%%

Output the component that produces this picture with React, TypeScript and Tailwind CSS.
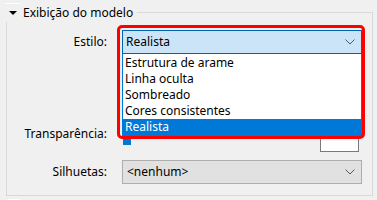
import React from "react";

function Chevron() {
  return (
    <svg width="10" height="6" viewBox="0 0 10 6" className="block">
      <polyline points="0.5,0.5 5,5 9.5,0.5" fill="none" stroke="#5a5a5a" strokeWidth="1" />
    </svg>
  );
}

export default function App() {
  const items = ["Estrutura de arame", "Linha oculta", "Sombreado", "Cores consistentes", "Realista"];
  return (
    <div
      className="relative w-[377px] h-[200px] overflow-hidden bg-[#f0f0f0] text-[12px] text-black pt-[3px]"
      style={{ fontFamily: '"Noto Sans", "Liberation Sans", sans-serif' }}
    >
      <div className="h-px w-[15px] ml-[5px] bg-white" />
      {/* header */}
      <div className="flex h-[18px] items-center pr-[4px]">
        <div className="ml-[9px] w-0 h-0 border-l-[4px] border-r-[4px] border-t-[4px] border-l-transparent border-r-transparent border-t-black" />
        <span className="ml-[6px] leading-[16px] whitespace-nowrap">Exibição do modelo</span>
        <div className="ml-[4px] flex-1 self-end h-[10px] border-t border-r border-[#d9d9d9]" />
      </div>
      {/* body */}
      <div className="ml-[6px] w-[367px] h-[174px] border-l border-r border-b border-[#d9d9d9] flex flex-col">
        {/* Estilo */}
        <div className="mt-[8px] flex h-[24px] items-center">
          <div className="w-[100px] text-right leading-[16px]">Estilo:</div>
          <div className="relative ml-[15px] w-[240px] h-[24px] z-10">
            <div className="h-full flex items-center justify-between border border-[#0063b1] bg-[#cce4f7] pl-[3px] pr-[6px]">
              <span className="leading-[16px]">Realista</span>
              <Chevron />
            </div>
            <div className="absolute left-0 top-full w-full bg-white border-l border-r border-b border-[#0078d7] pt-[1px]">
              {items.map((it, i) => (
                <div
                  key={it}
                  className={
                    i === 4
                      ? "h-[16px] leading-[16px] pl-[2px] bg-[#0078d7] text-white"
                      : "h-[16px] leading-[16px] pl-[2px]"
                  }
                >
                  {it}
                </div>
              ))}
            </div>
          </div>
        </div>
        {/* Transparência */}
        <div className="mt-[72px] flex h-[26px] items-start">
          <div className="w-[100px] text-right leading-[16px]">Transparência:</div>
          <div className="ml-[16px] mt-[-1px] w-[8px] h-[20px] bg-[#0078d7]" />
          <div className="flex-1" />
          <div className="mt-[3px] mr-[13px] w-[39px] h-[23px] border border-[#7a7a7a] bg-white" />
        </div>
        {/* Silhuetas */}
        <div className="mt-[8px] flex h-[24px] items-center">
          <div className="w-[100px] text-right leading-[16px]">Silhuetas:</div>
          <div className="ml-[15px] w-[240px] h-[24px] flex items-center justify-between border border-[#adadad] bg-[#e1e1e1] pl-[4px] pr-[6px]">
            <span className="leading-[16px]">&lt;nenhum&gt;</span>
            <Chevron />
          </div>
        </div>
      </div>
      <div className="mt-[3px] h-px w-[12px] ml-[8px] bg-white" />
      {/* red annotation frame */}
      <div className="pointer-events-none absolute left-[117px] top-[25px] w-[248px] h-[114px] border-[3px] border-[#ff0000] rounded-[5px] z-20" />
    </div>
  );
}
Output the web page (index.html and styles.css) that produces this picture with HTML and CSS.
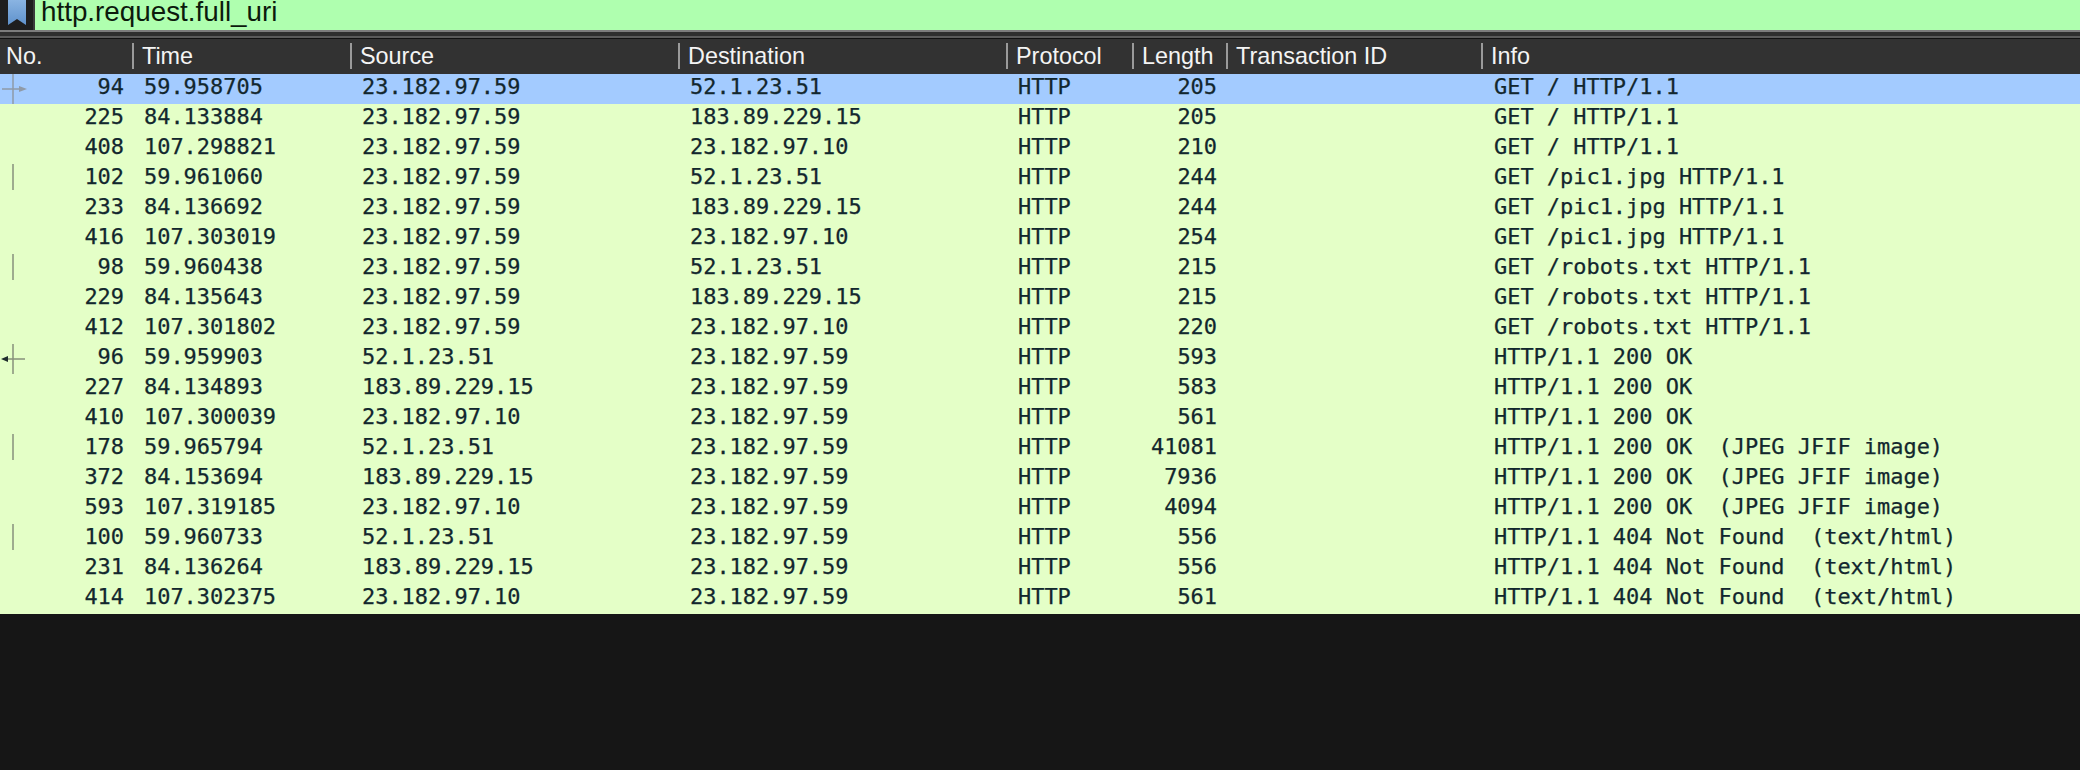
FILE: index.html
```html
<!DOCTYPE html>
<html lang="en">
<head>
<meta charset="UTF-8">
<title>Wireshark packet list</title>
<link rel="stylesheet" href="styles.css">
</head>
<body>

<!-- Display filter bar -->
<div class="filter-bar">
    <div class="bookmark-btn">
        <svg width="18" height="26" viewBox="0 0 18 26"><defs><linearGradient id="ribbon" x1="0" y1="0" x2="0" y2="1"><stop offset="0" stop-color="#8ab4e2"/><stop offset="1" stop-color="#5f92cc"/></linearGradient></defs><path d="M0 0H18V25L9 19L0 25Z" fill="url(#ribbon)"/></svg>
    </div>
    <div class="filter-input">http.request.full_uri</div>
</div>
<div class="filter-rule"></div>

<table class="packets">
    <colgroup>
        <col class="c-no"><col class="c-time"><col class="c-addr"><col class="c-addr">
        <col class="c-proto"><col class="c-len"><col class="c-txid"><col>
    </colgroup>
    <thead>
        <tr>
            <th>No.</th><th>Time</th><th>Source</th><th>Destination</th>
            <th>Protocol</th><th>Length</th><th>Transaction ID</th><th>Info</th>
        </tr>
    </thead>
    <tbody>
        <tr class="selected">
            <td class="num"><svg class="rel" width="30" height="30" viewBox="0 0 30 30"><path d="M13 0V30M2 15H20" stroke="#8f9aa8" stroke-width="1.5" fill="none"/><path d="M19 12L27 15L19 18Z" fill="#8f9aa8"/></svg>94</td>
            <td>59.958705</td><td>23.182.97.59</td><td>52.1.23.51</td><td>HTTP</td><td class="num">205</td><td></td><td>GET / HTTP/1.1</td>
        </tr>
        <tr><td class="num">225</td><td>84.133884</td><td>23.182.97.59</td><td>183.89.229.15</td><td>HTTP</td><td class="num">205</td><td></td><td>GET / HTTP/1.1</td></tr>
        <tr><td class="num">408</td><td>107.298821</td><td>23.182.97.59</td><td>23.182.97.10</td><td>HTTP</td><td class="num">210</td><td></td><td>GET / HTTP/1.1</td></tr>
        <tr><td class="num"><svg class="rel" width="30" height="30" viewBox="0 0 30 30"><path d="M13 0V26" stroke="#87917c" stroke-width="1.5"/></svg>102</td><td>59.961060</td><td>23.182.97.59</td><td>52.1.23.51</td><td>HTTP</td><td class="num">244</td><td></td><td>GET /pic1.jpg HTTP/1.1</td></tr>
        <tr><td class="num">233</td><td>84.136692</td><td>23.182.97.59</td><td>183.89.229.15</td><td>HTTP</td><td class="num">244</td><td></td><td>GET /pic1.jpg HTTP/1.1</td></tr>
        <tr><td class="num">416</td><td>107.303019</td><td>23.182.97.59</td><td>23.182.97.10</td><td>HTTP</td><td class="num">254</td><td></td><td>GET /pic1.jpg HTTP/1.1</td></tr>
        <tr><td class="num"><svg class="rel" width="30" height="30" viewBox="0 0 30 30"><path d="M13 0V26" stroke="#87917c" stroke-width="1.5"/></svg>98</td><td>59.960438</td><td>23.182.97.59</td><td>52.1.23.51</td><td>HTTP</td><td class="num">215</td><td></td><td>GET /robots.txt HTTP/1.1</td></tr>
        <tr><td class="num">229</td><td>84.135643</td><td>23.182.97.59</td><td>183.89.229.15</td><td>HTTP</td><td class="num">215</td><td></td><td>GET /robots.txt HTTP/1.1</td></tr>
        <tr><td class="num">412</td><td>107.301802</td><td>23.182.97.59</td><td>23.182.97.10</td><td>HTTP</td><td class="num">220</td><td></td><td>GET /robots.txt HTTP/1.1</td></tr>
        <tr><td class="num"><svg class="rel" width="30" height="30" viewBox="0 0 30 30"><path d="M13 0V30M6 15H25" stroke="#87917c" stroke-width="1.5" fill="none"/><path d="M1 15L8 12V18Z" fill="#1f2d2d"/></svg>96</td><td>59.959903</td><td>52.1.23.51</td><td>23.182.97.59</td><td>HTTP</td><td class="num">593</td><td></td><td>HTTP/1.1 200 OK</td></tr>
        <tr><td class="num">227</td><td>84.134893</td><td>183.89.229.15</td><td>23.182.97.59</td><td>HTTP</td><td class="num">583</td><td></td><td>HTTP/1.1 200 OK</td></tr>
        <tr><td class="num">410</td><td>107.300039</td><td>23.182.97.10</td><td>23.182.97.59</td><td>HTTP</td><td class="num">561</td><td></td><td>HTTP/1.1 200 OK</td></tr>
        <tr><td class="num"><svg class="rel" width="30" height="30" viewBox="0 0 30 30"><path d="M13 0V26" stroke="#87917c" stroke-width="1.5"/></svg>178</td><td>59.965794</td><td>52.1.23.51</td><td>23.182.97.59</td><td>HTTP</td><td class="num">41081</td><td></td><td>HTTP/1.1 200 OK  (JPEG JFIF image)</td></tr>
        <tr><td class="num">372</td><td>84.153694</td><td>183.89.229.15</td><td>23.182.97.59</td><td>HTTP</td><td class="num">7936</td><td></td><td>HTTP/1.1 200 OK  (JPEG JFIF image)</td></tr>
        <tr><td class="num">593</td><td>107.319185</td><td>23.182.97.10</td><td>23.182.97.59</td><td>HTTP</td><td class="num">4094</td><td></td><td>HTTP/1.1 200 OK  (JPEG JFIF image)</td></tr>
        <tr><td class="num"><svg class="rel" width="30" height="30" viewBox="0 0 30 30"><path d="M13 0V26" stroke="#87917c" stroke-width="1.5"/></svg>100</td><td>59.960733</td><td>52.1.23.51</td><td>23.182.97.59</td><td>HTTP</td><td class="num">556</td><td></td><td>HTTP/1.1 404 Not Found  (text/html)</td></tr>
        <tr><td class="num">231</td><td>84.136264</td><td>183.89.229.15</td><td>23.182.97.59</td><td>HTTP</td><td class="num">556</td><td></td><td>HTTP/1.1 404 Not Found  (text/html)</td></tr>
        <tr><td class="num">414</td><td>107.302375</td><td>23.182.97.10</td><td>23.182.97.59</td><td>HTTP</td><td class="num">561</td><td></td><td>HTTP/1.1 404 Not Found  (text/html)</td></tr>
    </tbody>
</table>

</body>
</html>
```

FILE: styles.css
```css
* {
    margin: 0;
    padding: 0;
    box-sizing: border-box;
}

html, body {
    height: 100%;
    overflow: hidden;
}

body {
    background: #161616;
    font-family: 'Liberation Sans', Arial, sans-serif;
}

.filter-bar {
    display: flex;
    height: 30px;
    background: #1e1e1e;
}

.bookmark-btn {
    width: 35px;
    padding-left: 8px;
    border-right: 2px solid #3a3a3a;
    border-bottom-left-radius: 5px;
    overflow: hidden;
}

.filter-input {
    flex: 1;
    padding-left: 6px;
    background: #afffaf;
    color: #0c1a0c;
    font-size: 27.8px;
    line-height: 24px;
}

.filter-rule {
    height: 9px;
    border-top: 2px solid #7c7c7c;
    border-bottom: 1px solid #111;
    background: linear-gradient(#2e2e2e 0 4px, #5a5a5a 4px);
}

.packets {
    width: 100%;
    border-collapse: collapse;
    table-layout: fixed;
}

.c-no { width: 133px; }
.c-time { width: 218px; }
.c-addr { width: 328px; }
.c-proto { width: 126px; }
.c-len { width: 94px; }
.c-txid { width: 255px; }

th {
    position: relative;
    height: 35px;
    padding: 0 0 1px 9px;
    background: #323232;
    color: #f4f4f4;
    font-size: 23.4px;
    font-weight: 400;
    text-align: left;
}

th:first-child {
    padding-left: 6px;
}

th + th::before {
    content: "";
    position: absolute;
    left: -1px;
    top: 4px;
    height: 26px;
    width: 2px;
    background: #9a9a9a;
}

td {
    height: 30px;
    padding: 0 0 0 11px;
    background: #e4ffc7;
    color: #12272e;
    font-family: 'DejaVu Sans Mono', monospace;
    font-size: 21.95px;
    line-height: 26px;
    -webkit-text-stroke: 0.25px #12272e;
    white-space: pre;
    overflow: hidden;
    vertical-align: top;
}

td:last-child {
    padding-left: 12px;
}

td.num {
    position: relative;
    padding: 0 10px 0 0;
    text-align: right;
}

td:first-child.num {
    padding-right: 9px;
}

.selected td {
    background: #a3cbff;
}

.rel {
    position: absolute;
    left: 0;
    top: 0;
}
```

%%

What to do
Reproduce every line from the entries that holds the word "picture".

Full output
Output the component that produces this picture with React, TypeScript and Tailwind CSS.
Output the web page (index.html and styles.css) that produces this picture with HTML and CSS.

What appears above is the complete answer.